整合原子力顯微鏡式和光學式微小形變量測系統之設計開發與性能測試分析

Abstract

本論文的研究目的在於設計開發微小形變及位移量測系統，整合了DVD讀取頭雷射量測功能以及原子力顯微鏡(AFM)探針掃描量測功能。量測系統可以在微小的量測範圍內達到奈米級的解析度，同時也可以進行快速掃描量測。使用DVD讀取頭作為AFM之光學量測系統，以取代原有的光槓桿系統，像散現象將被測物之形變或位移轉變成雷射反射光點之形狀變動，四象限光感測器與訊號處理裝置，將雷射光點轉化成聚焦誤差訊號。透過幾何光學分析，可以從量測光電系統架構推導得聚焦誤差訊號與位移關係曲線(S-曲線)，同時以光學分析軟體模擬驗證像散量測原理中的雷射光點變化情形。以光纖干涉儀作為位移校正設備進行實驗性能測試，探討系統之穩定性、解析度、重現性及線性量測範圍。AFM探針尖端具有比雷射光點更小的直徑，因此可以獲得較佳的水平位移量測解析度，但是容易折損的弱點限制了其用途；相對的，雷射光束卻有不會折損的優點，可以適用於較粗糙的被測物。最後透過量測壓電元件之微小形變，來測試所開發系統之實際性能，包括分析靜態、動態以及多軸向形變，從中獲知剪應變式及積層式壓電元件形變影響參數和其產生效果，以作為精密壓電致動器設計開發之依據。
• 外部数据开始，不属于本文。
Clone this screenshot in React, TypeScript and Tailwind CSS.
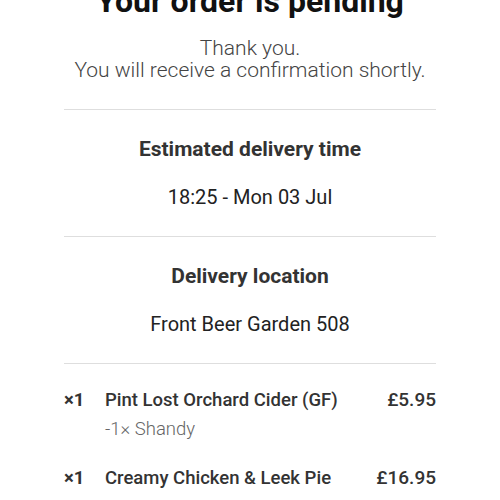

The aim of this thesis is to design and develop a micro deformation and displacement measurement system that is integrated with the laser measurement function of the DVD pickup head and the scanning measurement function of the atomic force microscope (AFM) probe. The developed measurement system can achieve the nano-scale resolution in small measuring range and can carry out the fast scanning measurement. The DVD pickup head is used as the optical system of the atomic force microscopy to replace the beam deflection system. The astigmatic effect converts the deformation or the displacement of the measured object into the form variation of the reflected laser spot; and the four quadrant photodiode and the corresponding signal processing device transform the laser spot into the focus error signal. Through the analytical method of the geometry optics, the relationship between the focus error signal curve and the displacement (S-curve) is derived; and the optical analytical software also simulates the form variations of the laser spot. By applying the fiber Fabry-Perot interferometer (FFPI) as the calibration instrument, the stability, resolution, repeatability, and the linear range of the measurement system are investigated. Because the AFM-probe has smaller diameter than that of the laser spot; therefore, it can achieve better resolution in measuring the horizontal displacement. But the AFM-probe is very brittle against deflection so it confines its application field. Relatively, the laser beam is very flexible and can be applied to measure rougher objects. Finally through investigating the micro deformation of the piezoelectric elements, the actual measuring performance of the developed system for static, dynamic and multiaxial deformations are tested and validated. At the same time, the derived influential parameters and their effects can be used as the fundamentals for developing precision piezoelectric actuators.